Greg Velicer and Yuen-tsu Yu knocked out the gene that makes the main protein in the glue-tipped hairs of M. xanthus. Suddenly, the bacteria couldn't use their highways. They could still move around by themselves with a back-up transportation--they glide slowly on a carpet of goo that they shoot through holes in their membranes. But after a few months, the bacteria started building networks and swarming again. Studies on these bugs showed that they had picked up several mutations during that time, evolving a new way of building their highway system. (The picture of the petri dish at the top of the post shows all the stages of the process. The cloud at the top of the dish is a wild-type colony. The two little clumps are mutants who can't form networks. And the squiggly psychedic fireworks at 2 and 8 o'clock are re-evolved matrix builders.)

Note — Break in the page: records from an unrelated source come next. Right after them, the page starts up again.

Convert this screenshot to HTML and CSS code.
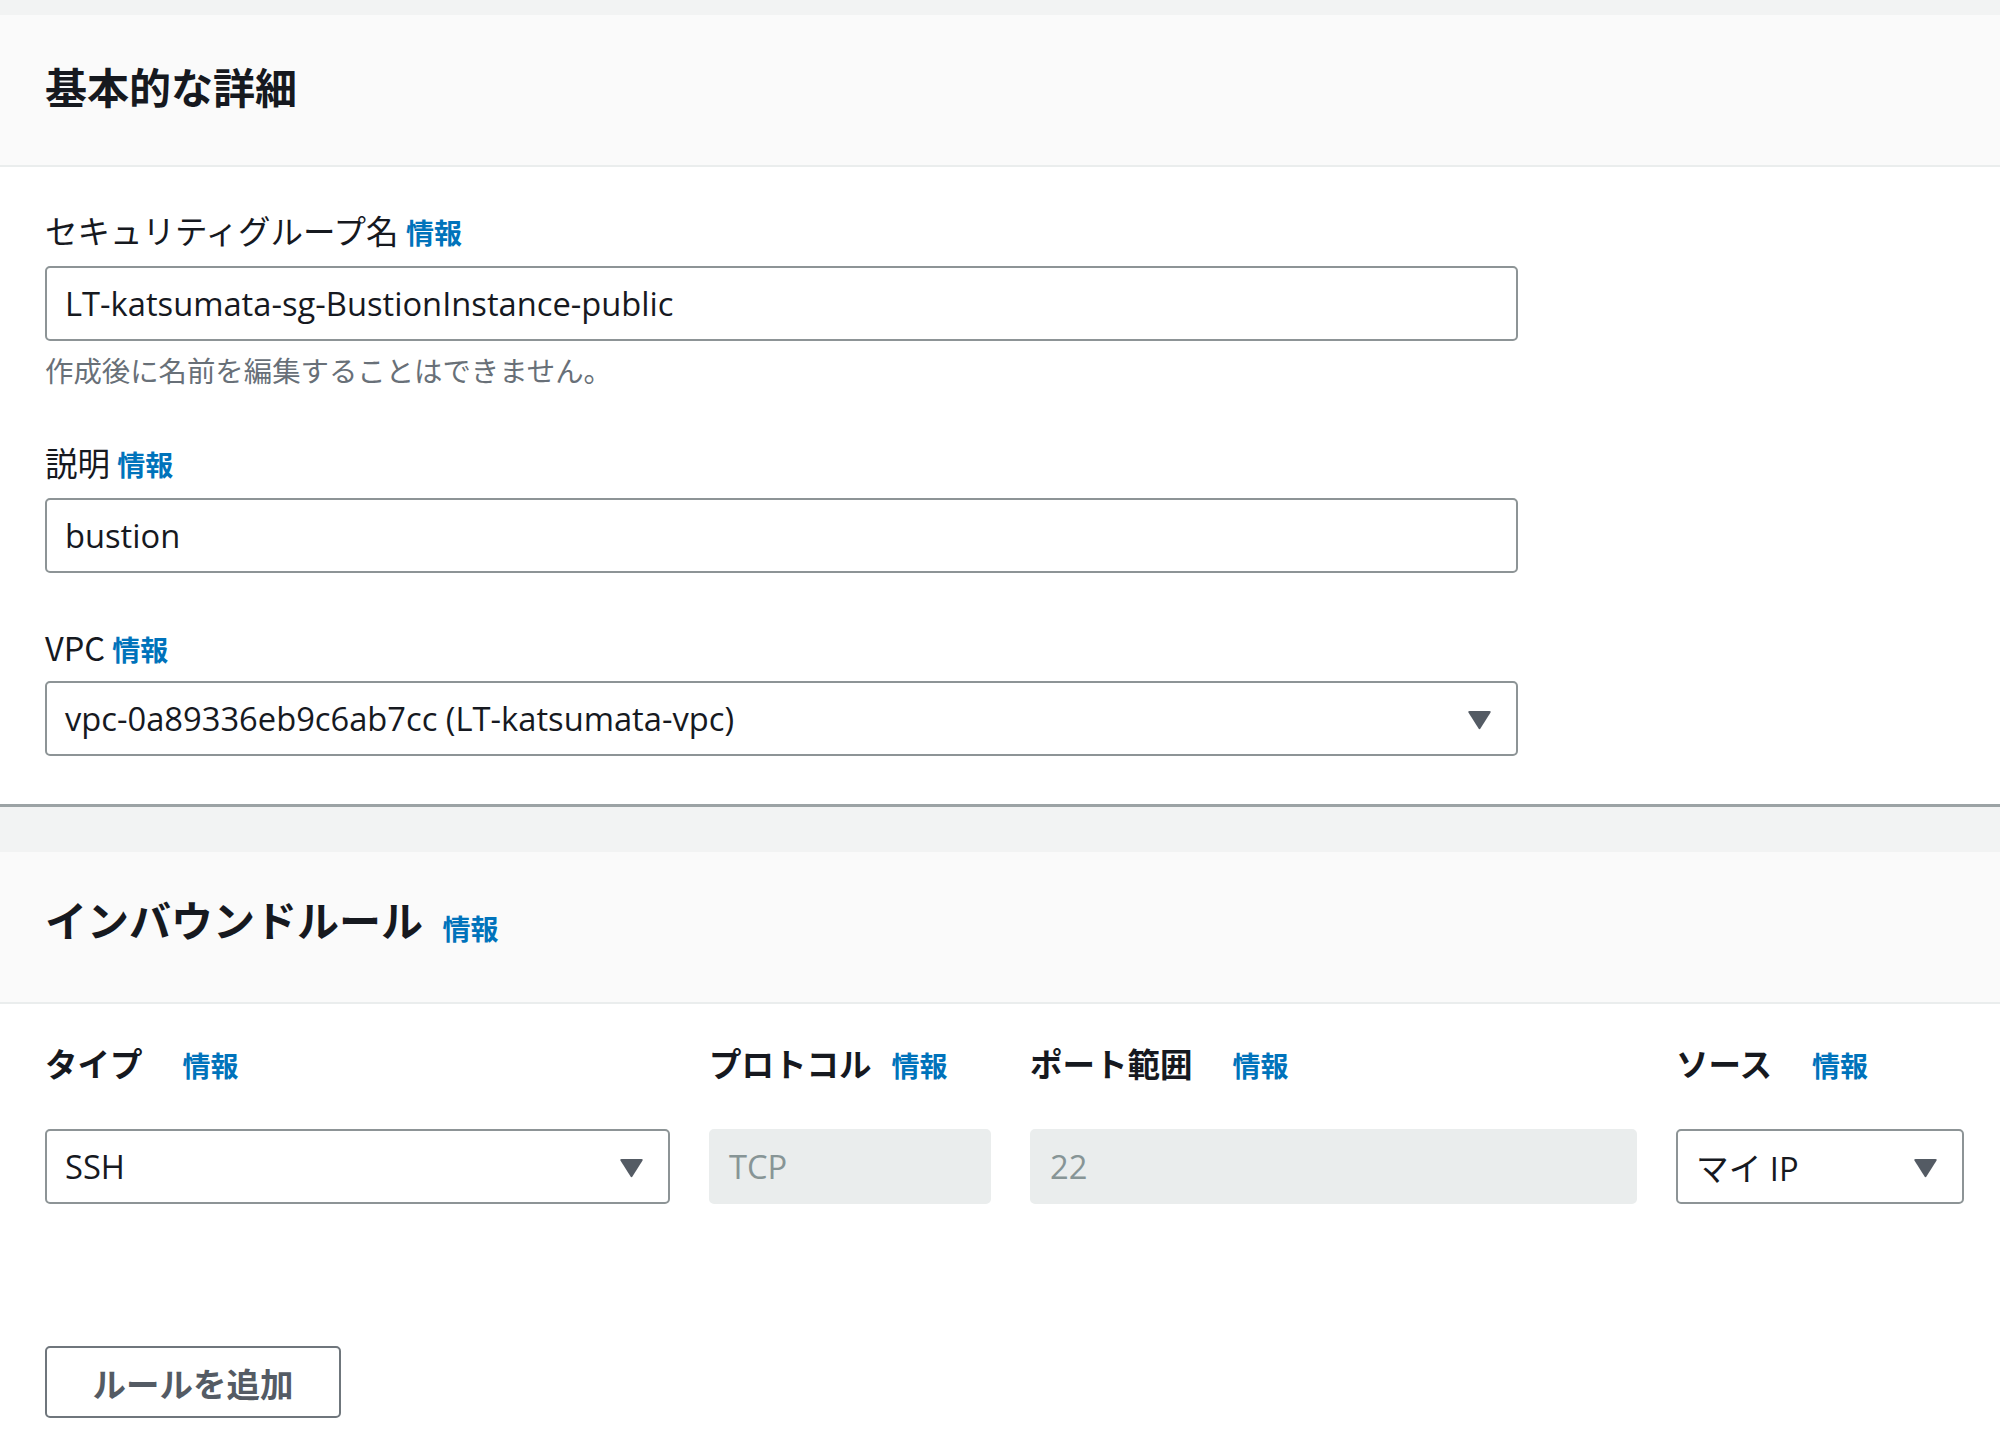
FILE: index.html
```html
<!DOCTYPE html>
<html lang="ja">
<head>
<meta charset="utf-8">
<title>セキュリティグループの作成</title>
<link rel="stylesheet" href="styles.css">
</head>
<body>
<div class="topband"></div>

<section class="panel">
  <header class="panel-header">
    <h2 class="panel-title">基本的な詳細</h2>
  </header>
  <div class="panel-body">
    <div class="field">
      <div class="label">セキュリティグループ名 <a class="info">情報</a></div>
      <div class="input">LT-katsumata-sg-BustionInstance-public</div>
      <div class="hint">作成後に名前を編集することはできません。</div>
    </div>
    <div class="field">
      <div class="label">説明 <a class="info">情報</a></div>
      <div class="input">bustion</div>
    </div>
    <div class="field">
      <div class="label">VPC <a class="info">情報</a></div>
      <div class="input select">
        <span>vpc-0a89336eb9c6ab7cc (LT-katsumata-vpc)</span>
        <svg class="caret" width="25" height="20" viewBox="0 0 25 20"><path d="M2.5 1 H22.5 Q24.5 1 23.4 2.8 L13.6 18.3 Q12.5 20 11.4 18.3 L1.6 2.8 Q0.5 1 2.5 1 Z" fill="#545b64"/></svg>
      </div>
    </div>
  </div>
</section>

<div class="gap"></div>

<section class="panel panel-last">
  <header class="panel-header">
    <h2 class="panel-title">インバウンドルール <a class="info info-title">情報</a></h2>
  </header>
  <div class="panel-body rules">
    <div class="rule-grid">
      <div class="col-label">タイプ<a class="info">情報</a></div>
      <div class="col-label tight">プロトコル<a class="info">情報</a></div>
      <div class="col-label">ポート範囲<a class="info">情報</a></div>
      <div class="col-label">ソース<a class="info">情報</a></div>

      <div class="input select">
        <span>SSH</span>
        <svg class="caret" width="25" height="20" viewBox="0 0 25 20"><path d="M2.5 1 H22.5 Q24.5 1 23.4 2.8 L13.6 18.3 Q12.5 20 11.4 18.3 L1.6 2.8 Q0.5 1 2.5 1 Z" fill="#545b64"/></svg>
      </div>
      <div class="input disabled">TCP</div>
      <div class="input disabled">22</div>
      <div class="input select">
        <span>マイ IP</span>
        <svg class="caret" width="25" height="20" viewBox="0 0 25 20"><path d="M2.5 1 H22.5 Q24.5 1 23.4 2.8 L13.6 18.3 Q12.5 20 11.4 18.3 L1.6 2.8 Q0.5 1 2.5 1 Z" fill="#545b64"/></svg>
      </div>
    </div>
    <button class="btn">ルールを追加</button>
  </div>
</section>
</body>
</html>
```

FILE: styles.css
```css
* { box-sizing: border-box; }

html, body {
  margin: 0;
  padding: 0;
  background: #ffffff;
}

body {
  font-family: "Open Sans", "Noto Sans CJK JP", sans-serif;
  color: #16191f;
  width: 2000px;
}

.topband {
  height: 15px;
  background: #f2f3f3;
}

.panel {
  background: #ffffff;
  border-bottom: 3px solid #9ca3a5;
}

.panel-last {
  border-bottom: none;
}

.panel-header {
  background: #fafafa;
  height: 152px;
  padding: 0 45px;
  display: flex;
  align-items: center;
  border-bottom: 2px solid #eaeded;
}

.panel-title {
  margin: 0 0 8px 0;
  font-family: "Noto Sans CJK JP", sans-serif;
  font-size: 42px;
  font-weight: 700;
  line-height: 56px;
  color: #16191f;
}

.panel-body {
  padding: 43px 36px 48px 45px;
  display: flex;
  flex-direction: column;
  gap: 54px;
}

.field {
  width: 1473px;
  display: flex;
  flex-direction: column;
}

.label {
  font-family: "Noto Sans CJK JP", sans-serif;
  font-size: 32.5px;
  line-height: 40px;
  margin-bottom: 14px;
  color: #16191f;
}

.field + .field + .field .label {
  margin-bottom: 12px;
}

.info {
  font-family: "Noto Sans CJK JP", sans-serif;
  font-size: 28px;
  font-weight: 700;
  color: #0073bb;
  text-decoration: none;
}

.info-title {
  margin-left: 10px;
  vertical-align: -3px;
}

.input {
  height: 75px;
  border: 2px solid #8d9496;
  border-radius: 5px;
  padding: 0 20px 0 18px;
  display: flex;
  align-items: center;
  font-size: 32.7px;
  color: #16191f;
  background: #ffffff;
  white-space: nowrap;
}

.select {
  justify-content: space-between;
  padding-right: 24px;
}

.caret {
  flex: none;
  display: block;
  margin-top: 2px;
}

.hint {
  font-family: "Noto Sans CJK JP", sans-serif;
  font-size: 28.4px;
  line-height: 36px;
  margin-top: 11px;
  color: #687078;
}

.gap {
  height: 45px;
  background: #f2f3f3;
}

.rules {
  padding-top: 37px;
  gap: 142px;
}

.rule-grid {
  display: grid;
  grid-template-columns: 625px 282px 607px 288px;
  column-gap: 39px;
  row-gap: 44px;
}

.col-label {
  font-family: "Noto Sans CJK JP", sans-serif;
  font-size: 32.5px;
  font-weight: 700;
  line-height: 40px;
  display: flex;
  align-items: center;
  gap: 40px;
}

.col-label .info {
  margin-top: 4px;
}

.col-label.tight {
  gap: 20px;
}

.disabled {
  background: #eaeded;
  border-color: #eaeded;
  color: #879596;
}

.btn {
  align-self: flex-start;
  width: 296px;
  height: 72px;
  background: #ffffff;
  border: 2px solid #6f767c;
  border-radius: 5px;
  font-family: "Noto Sans CJK JP", sans-serif;
  font-size: 33.5px;
  font-weight: 700;
  color: #545b64;
  padding: 0;
  margin-bottom: 31px;
}
```
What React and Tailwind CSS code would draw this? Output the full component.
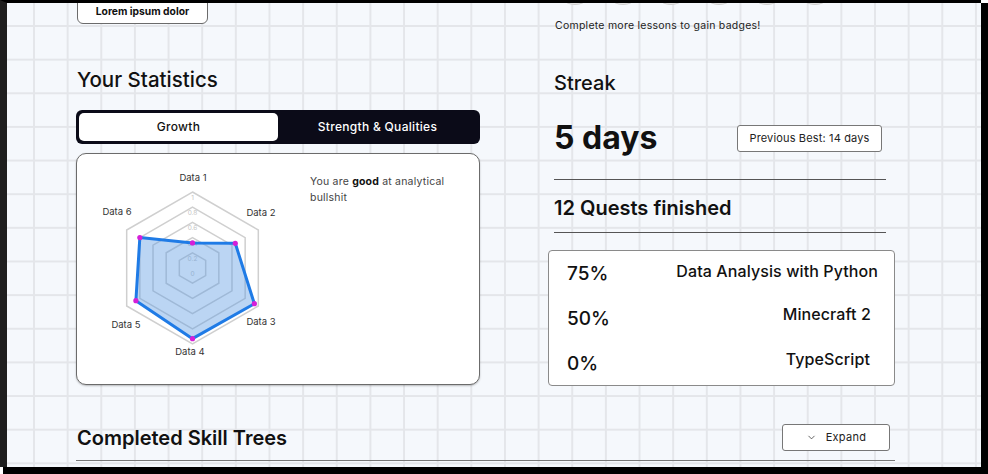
import React from "react";
import { ChevronDown } from "lucide-react";

const values = [0.33, 0.65, 0.94, 0.93, 0.86, 0.8];
const labels = [
    { text: "Data 1", x: 116, y: 24 },
    { text: "Data 2", x: 184, y: 59 },
    { text: "Data 3", x: 184, y: 168 },
    { text: "Data 4", x: 113, y: 198 },
    { text: "Data 5", x: 49, y: 171 },
    { text: "Data 6", x: 40, y: 58 },
];

const quests = [
    { pct: "75%", name: "Data Analysis with Python", cls: "mr-[16px] mt-0" },
    { pct: "50%", name: "Minecraft 2", cls: "mr-[23px] mt-[-2px]" },
    { pct: "0%", name: "TypeScript", cls: "mr-[24px] mt-[-2px]" },
];

function RadarChart() {
    const cx = 115.5;
    const cy = 114;
    const R = 76;
    const pt = (i, r) => {
        const a = (Math.PI / 180) * (-90 + 60 * i);
        return [cx + r * Math.cos(a), cy + r * Math.sin(a)];
    };
    const hex = (r) => [0, 1, 2, 3, 4, 5].map((i) => pt(i, r).join(",")).join(" ");
    const data = values.map((v, i) => pt(i, v * R));

    return (
        <svg width="233" height="230" viewBox="0 0 233 230" className="shrink-0">
            {[1, 0.8, 0.6, 0.4, 0.2].map((l) => (
                <polygon key={l} points={hex(l * R)} fill="none" stroke="#cfcfcf" strokeWidth="1.5" />
            ))}
            {[0, 0.2, 0.4, 0.6, 0.8, 1].map((l) => (
                <text key={l} x={cx} y={cy - l * R + 8} fontSize="6.5" fill="#c4c4c4" textAnchor="middle">
                    {l}
                </text>
            ))}
            <polygon
                points={data.map((p) => p.join(",")).join(" ")}
                fill="rgba(94,156,226,0.42)"
                stroke="#1f7be6"
                strokeWidth="3"
                strokeLinejoin="round"
            />
            {data.map((p, i) => (
                <circle key={i} cx={p[0]} cy={p[1]} r="2.6" fill="#d51fd8" />
            ))}
            {labels.map((l) => (
                <text key={l.text} x={l.x} y={l.y} fontSize="9.5" fill="#333" textAnchor="middle" dominantBaseline="middle">
                    {l.text}
                </text>
            ))}
        </svg>
    );
}

export default function App() {
    return (
        <div className="w-[988px] h-[474px] bg-white overflow-hidden font-['Inter',sans-serif] text-[#111]">
            <div className="w-[981px] h-[467px] border-t-[3px] border-l-[7px] border-t-black border-l-[#1e1e1e] shadow-[5px_5px_0_2px_#000] overflow-hidden bg-[#f5f8fc] [background-image:linear-gradient(to_right,#e4e6ea_2px,transparent_2px),linear-gradient(to_bottom,#e4e6ea_2px,transparent_2px)] [background-size:33.65px_33.65px] [background-position:26px_22px]">
                <div className="pl-[69px]">
                    <div className="flex">
                        {/* Left column */}
                        <div className="w-[404px] flex flex-col">
                            <button className="mt-[-9px] ml-[1px] w-[131px] h-[30px] pt-[6px] bg-white border-[1.5px] border-[#6b6b6b] rounded-[6px] text-[10.3px] font-bold">
                                Lorem ipsum dolor
                            </button>

                            <h2 className="mt-[42px] ml-[1px] text-[20.5px] leading-[28px] font-medium">Your Statistics</h2>

                            <div className="mt-[16px] h-[34px] bg-[#0b0b18] rounded-[6px] p-[3px] grid grid-cols-2">
                                <div className="bg-white rounded-[5px] flex items-center justify-center text-[12px] tracking-[0.3px] font-medium">
                                    Growth
                                </div>
                                <div className="flex items-center justify-center text-[12px] tracking-[0.3px] font-medium text-white">
                                    Strength &amp; Qualities
                                </div>
                            </div>

                            <div className="mt-[9px] h-[232px] bg-white border border-[#6b6b6b] rounded-[10px] shadow-[0_1px_2px_rgba(0,0,0,0.25)] flex">
                                <RadarChart />
                                <div className="pt-[20px] w-[150px] text-[10.5px] tracking-[0.2px] leading-[16px] text-[#444]">
                                    You are <span className="font-bold text-[#111]">good</span> at analytical bullshit
                                </div>
                            </div>
                        </div>

                        {/* Right column */}
                        <div className="ml-[68px] w-[347px] flex flex-col">
                            <div className="mt-[-38px] ml-[7px] flex gap-[8px]">
                                {[0, 1, 2, 3, 4, 5].map((i) => (
                                    <div key={i} className="w-[40px] h-[40px] rounded-full bg-[#e8e8e8] border-[1.5px] border-[#cfcfcf]" />
                                ))}
                            </div>
                            <p className="mt-[14px] ml-[7px] text-[10.5px] tracking-[0.25px] leading-[14px] text-[#222]">
                                Complete more lessons to gain badges!
                            </p>

                            <h2 className="mt-[36px] ml-[6px] text-[20px] leading-[28px] font-medium">Streak</h2>

                            <div className="mt-[23px] ml-[6px] mr-[13px] h-[36px] flex items-center justify-between">
                                <span className="text-[32px] leading-[36px] font-bold">5 days</span>
                                <button className="w-[145px] h-[27px] bg-white border border-[#777] rounded-[3px] text-[11px] tracking-[0.15px] text-[#222]">
                                    Previous Best: 14 days
                                </button>
                            </div>

                            <div className="mt-[23px] ml-[6px] mr-[9px] h-px bg-[#555]" />

                            <h2 className="mt-[15px] ml-[6px] text-[20px] leading-[26px] font-semibold">12 Quests finished</h2>

                            <div className="mt-[11px] ml-[6px] mr-[9px] h-px bg-[#555]" />

                            <div className="mt-[17px] h-[136px] bg-white border border-[#8a8a8a] rounded-[4px] pt-[9px] pl-[18px] flex flex-col gap-[18px]">
                                {quests.map((q) => (
                                    <div key={q.pct} className="flex items-start justify-between h-[27px]">
                                        <span className="text-[19px] leading-[27px] font-medium">{q.pct}</span>
                                        <span className={`text-[16px] tracking-[0.1px] leading-[22px] font-medium ${q.cls}`}>{q.name}</span>
                                    </div>
                                ))}
                            </div>
                        </div>
                    </div>

                    {/* Bottom row */}
                    <div className="mt-[38px] w-[819px] flex items-center justify-between">
                        <h2 className="ml-[1px] text-[20px] leading-[26px] font-semibold">Completed Skill Trees</h2>
                        <button className="mr-[5px] w-[108px] h-[27px] bg-white border border-[#777] rounded-[3px] flex items-center justify-center gap-[9px] text-[11px] tracking-[0.3px] text-[#222]">
                            <ChevronDown size={11} strokeWidth={1.5} />
                            Expand
                        </button>
                    </div>
                    <div className="mt-[9px] w-[819px] h-px bg-[#777]" />
                </div>
            </div>
        </div>
    );
}
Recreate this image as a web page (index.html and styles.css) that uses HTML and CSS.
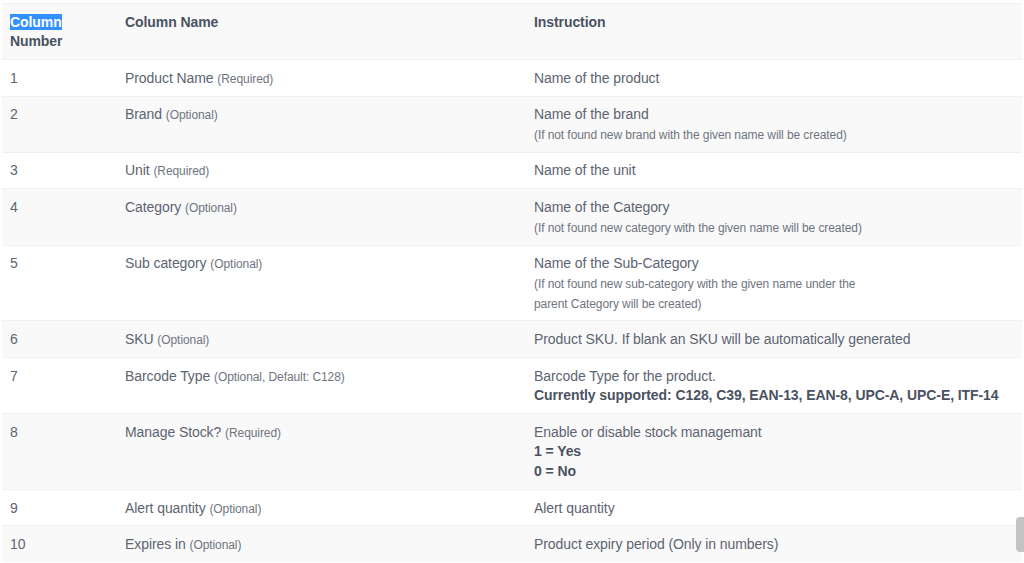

Paul and Katrina Rainey, two New Zealand scientists, reported on another matrix created by Pseudomonas fluorescens, a species that feeds on organic matter. They put P. fluorescens in a beaker of broth, and before long a mutant strain began to emerge. Instead of floating in the broth, the mutants create a mat on the surface. (The mutants are called "wrinkly spreaders.") By living in this new spongy habitat, the wrinkly spreaders can consume lots of oxygen from the air while still enjoying the organic matter in the broth.
The Raineys also found that after a while, cheaters evolve to take advantage of the wrinkly spreaders. These guys live in the mat without contributing to it, and actually thrive more than the wrinkly spreaders themselves. These cheaters can actually doom the entire colony, because their dead weight makes it easier for the mat to sink to the bottom of the beaker, where they can't get any oxygen and die.
I don't think it's just geekiness on my part that makes me think that these projects are as cool as de Waal's irritated monkeys. And yet I can find barely a nod to them in the press. I suspect that people are drawn to de Waal's work for two reasons. One: the monkeys are cute. Two: it's easy to look at the monkeys like animals in Aesop's fables, dramatizing human nature. But capuchins aren't metaphors for progressive tax codes or faith-based initiatives or whatever platform someone's pushing. The research on them is important because it gets at evolutionary principles, at the way moral systems can be encoded in emotions rather than computed by reason. And the bacteria papers are just as important because they show how even microbes can find a payoff in working together. In fact, these studies are arguably more important, because cooperation comes into existence time after time, showing just how powerful an evolutionary force it can be. (And it also is another headache to those who would say that something like cooperation could never evolve. Which is always a plus.)